> [STATED GOAL]:
Transcribe the material below exactly as it appears.

> [SUPPLIED INFORMATION]:
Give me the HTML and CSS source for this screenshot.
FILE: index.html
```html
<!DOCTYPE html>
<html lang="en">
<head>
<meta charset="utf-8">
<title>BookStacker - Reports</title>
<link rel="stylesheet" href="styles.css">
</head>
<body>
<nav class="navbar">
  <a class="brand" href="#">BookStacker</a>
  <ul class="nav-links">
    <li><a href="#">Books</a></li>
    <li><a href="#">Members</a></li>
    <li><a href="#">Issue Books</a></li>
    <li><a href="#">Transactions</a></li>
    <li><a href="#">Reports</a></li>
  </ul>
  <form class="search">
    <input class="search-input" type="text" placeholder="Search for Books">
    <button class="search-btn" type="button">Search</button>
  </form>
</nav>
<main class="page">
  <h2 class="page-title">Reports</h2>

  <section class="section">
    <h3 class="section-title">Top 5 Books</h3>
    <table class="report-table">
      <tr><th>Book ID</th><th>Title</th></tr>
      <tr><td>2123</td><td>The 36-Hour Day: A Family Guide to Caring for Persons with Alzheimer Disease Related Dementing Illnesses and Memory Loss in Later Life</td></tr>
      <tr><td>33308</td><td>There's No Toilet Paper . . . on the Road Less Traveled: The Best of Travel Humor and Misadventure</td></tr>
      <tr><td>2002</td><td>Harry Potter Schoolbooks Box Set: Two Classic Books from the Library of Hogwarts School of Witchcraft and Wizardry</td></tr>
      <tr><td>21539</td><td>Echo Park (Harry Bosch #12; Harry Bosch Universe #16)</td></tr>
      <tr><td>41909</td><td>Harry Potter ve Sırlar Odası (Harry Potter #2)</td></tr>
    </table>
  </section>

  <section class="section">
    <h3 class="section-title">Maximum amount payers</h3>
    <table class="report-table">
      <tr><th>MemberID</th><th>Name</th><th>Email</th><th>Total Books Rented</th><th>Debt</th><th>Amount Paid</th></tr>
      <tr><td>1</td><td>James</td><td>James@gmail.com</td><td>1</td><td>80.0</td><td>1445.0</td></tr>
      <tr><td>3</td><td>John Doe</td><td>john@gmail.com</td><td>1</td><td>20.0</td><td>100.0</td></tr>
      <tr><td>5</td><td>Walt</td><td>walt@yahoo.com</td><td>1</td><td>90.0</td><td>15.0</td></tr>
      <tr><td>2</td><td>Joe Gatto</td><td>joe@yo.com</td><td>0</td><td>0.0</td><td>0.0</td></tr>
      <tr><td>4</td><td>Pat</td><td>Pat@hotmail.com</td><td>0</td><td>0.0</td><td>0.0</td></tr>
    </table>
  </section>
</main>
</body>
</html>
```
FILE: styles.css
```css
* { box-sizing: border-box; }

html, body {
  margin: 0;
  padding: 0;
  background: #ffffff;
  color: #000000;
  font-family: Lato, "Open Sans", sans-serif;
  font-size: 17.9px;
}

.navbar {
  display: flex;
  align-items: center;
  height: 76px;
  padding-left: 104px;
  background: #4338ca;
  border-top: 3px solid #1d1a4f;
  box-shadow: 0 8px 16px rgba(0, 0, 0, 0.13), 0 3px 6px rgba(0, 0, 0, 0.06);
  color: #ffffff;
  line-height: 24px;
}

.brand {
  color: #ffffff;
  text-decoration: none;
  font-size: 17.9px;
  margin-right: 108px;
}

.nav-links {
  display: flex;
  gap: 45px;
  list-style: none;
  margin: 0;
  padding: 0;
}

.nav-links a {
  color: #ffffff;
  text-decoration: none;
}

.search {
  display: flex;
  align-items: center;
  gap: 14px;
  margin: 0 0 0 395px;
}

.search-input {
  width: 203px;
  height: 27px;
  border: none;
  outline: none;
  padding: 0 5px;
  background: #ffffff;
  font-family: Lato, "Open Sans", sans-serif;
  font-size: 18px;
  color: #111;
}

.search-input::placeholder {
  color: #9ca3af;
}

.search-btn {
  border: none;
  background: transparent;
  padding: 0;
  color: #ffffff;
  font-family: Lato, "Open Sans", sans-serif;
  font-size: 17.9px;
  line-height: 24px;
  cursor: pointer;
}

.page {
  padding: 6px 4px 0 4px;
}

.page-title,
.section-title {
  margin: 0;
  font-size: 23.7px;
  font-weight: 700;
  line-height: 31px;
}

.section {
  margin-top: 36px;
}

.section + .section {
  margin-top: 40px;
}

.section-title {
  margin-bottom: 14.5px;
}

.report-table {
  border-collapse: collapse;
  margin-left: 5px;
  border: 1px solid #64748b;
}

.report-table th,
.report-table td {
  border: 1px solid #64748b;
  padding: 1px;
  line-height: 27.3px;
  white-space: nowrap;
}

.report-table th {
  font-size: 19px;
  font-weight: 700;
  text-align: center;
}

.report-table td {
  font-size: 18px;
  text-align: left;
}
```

> [EXERCISE SOLUTION]:
Give me the HTML and CSS source for this screenshot.
FILE: index.html
```html
<!DOCTYPE html>
<html lang="en">
<head>
<meta charset="utf-8">
<title>BookStacker - Reports</title>
<link rel="stylesheet" href="styles.css">
</head>
<body>
<nav class="navbar">
  <a class="brand" href="#">BookStacker</a>
  <ul class="nav-links">
    <li><a href="#">Books</a></li>
    <li><a href="#">Members</a></li>
    <li><a href="#">Issue Books</a></li>
    <li><a href="#">Transactions</a></li>
    <li><a href="#">Reports</a></li>
  </ul>
  <form class="search">
    <input class="search-input" type="text" placeholder="Search for Books">
    <button class="search-btn" type="button">Search</button>
  </form>
</nav>
<main class="page">
  <h2 class="page-title">Reports</h2>

  <section class="section">
    <h3 class="section-title">Top 5 Books</h3>
    <table class="report-table">
      <tr><th>Book ID</th><th>Title</th></tr>
      <tr><td>2123</td><td>The 36-Hour Day: A Family Guide to Caring for Persons with Alzheimer Disease Related Dementing Illnesses and Memory Loss in Later Life</td></tr>
      <tr><td>33308</td><td>There's No Toilet Paper . . . on the Road Less Traveled: The Best of Travel Humor and Misadventure</td></tr>
      <tr><td>2002</td><td>Harry Potter Schoolbooks Box Set: Two Classic Books from the Library of Hogwarts School of Witchcraft and Wizardry</td></tr>
      <tr><td>21539</td><td>Echo Park (Harry Bosch #12; Harry Bosch Universe #16)</td></tr>
      <tr><td>41909</td><td>Harry Potter ve Sırlar Odası (Harry Potter #2)</td></tr>
    </table>
  </section>

  <section class="section">
    <h3 class="section-title">Maximum amount payers</h3>
    <table class="report-table">
      <tr><th>MemberID</th><th>Name</th><th>Email</th><th>Total Books Rented</th><th>Debt</th><th>Amount Paid</th></tr>
      <tr><td>1</td><td>James</td><td>James@gmail.com</td><td>1</td><td>80.0</td><td>1445.0</td></tr>
      <tr><td>3</td><td>John Doe</td><td>john@gmail.com</td><td>1</td><td>20.0</td><td>100.0</td></tr>
      <tr><td>5</td><td>Walt</td><td>walt@yahoo.com</td><td>1</td><td>90.0</td><td>15.0</td></tr>
      <tr><td>2</td><td>Joe Gatto</td><td>joe@yo.com</td><td>0</td><td>0.0</td><td>0.0</td></tr>
      <tr><td>4</td><td>Pat</td><td>Pat@hotmail.com</td><td>0</td><td>0.0</td><td>0.0</td></tr>
    </table>
  </section>
</main>
</body>
</html>
```
FILE: styles.css
```css
* { box-sizing: border-box; }

html, body {
  margin: 0;
  padding: 0;
  background: #ffffff;
  color: #000000;
  font-family: Lato, "Open Sans", sans-serif;
  font-size: 17.9px;
}

.navbar {
  display: flex;
  align-items: center;
  height: 76px;
  padding-left: 104px;
  background: #4338ca;
  border-top: 3px solid #1d1a4f;
  box-shadow: 0 8px 16px rgba(0, 0, 0, 0.13), 0 3px 6px rgba(0, 0, 0, 0.06);
  color: #ffffff;
  line-height: 24px;
}

.brand {
  color: #ffffff;
  text-decoration: none;
  font-size: 17.9px;
  margin-right: 108px;
}

.nav-links {
  display: flex;
  gap: 45px;
  list-style: none;
  margin: 0;
  padding: 0;
}

.nav-links a {
  color: #ffffff;
  text-decoration: none;
}

.search {
  display: flex;
  align-items: center;
  gap: 14px;
  margin: 0 0 0 395px;
}

.search-input {
  width: 203px;
  height: 27px;
  border: none;
  outline: none;
  padding: 0 5px;
  background: #ffffff;
  font-family: Lato, "Open Sans", sans-serif;
  font-size: 18px;
  color: #111;
}

.search-input::placeholder {
  color: #9ca3af;
}

.search-btn {
  border: none;
  background: transparent;
  padding: 0;
  color: #ffffff;
  font-family: Lato, "Open Sans", sans-serif;
  font-size: 17.9px;
  line-height: 24px;
  cursor: pointer;
}

.page {
  padding: 6px 4px 0 4px;
}

.page-title,
.section-title {
  margin: 0;
  font-size: 23.7px;
  font-weight: 700;
  line-height: 31px;
}

.section {
  margin-top: 36px;
}

.section + .section {
  margin-top: 40px;
}

.section-title {
  margin-bottom: 14.5px;
}

.report-table {
  border-collapse: collapse;
  margin-left: 5px;
  border: 1px solid #64748b;
}

.report-table th,
.report-table td {
  border: 1px solid #64748b;
  padding: 1px;
  line-height: 27.3px;
  white-space: nowrap;
}

.report-table th {
  font-size: 19px;
  font-weight: 700;
  text-align: center;
}

.report-table td {
  font-size: 18px;
  text-align: left;
}
```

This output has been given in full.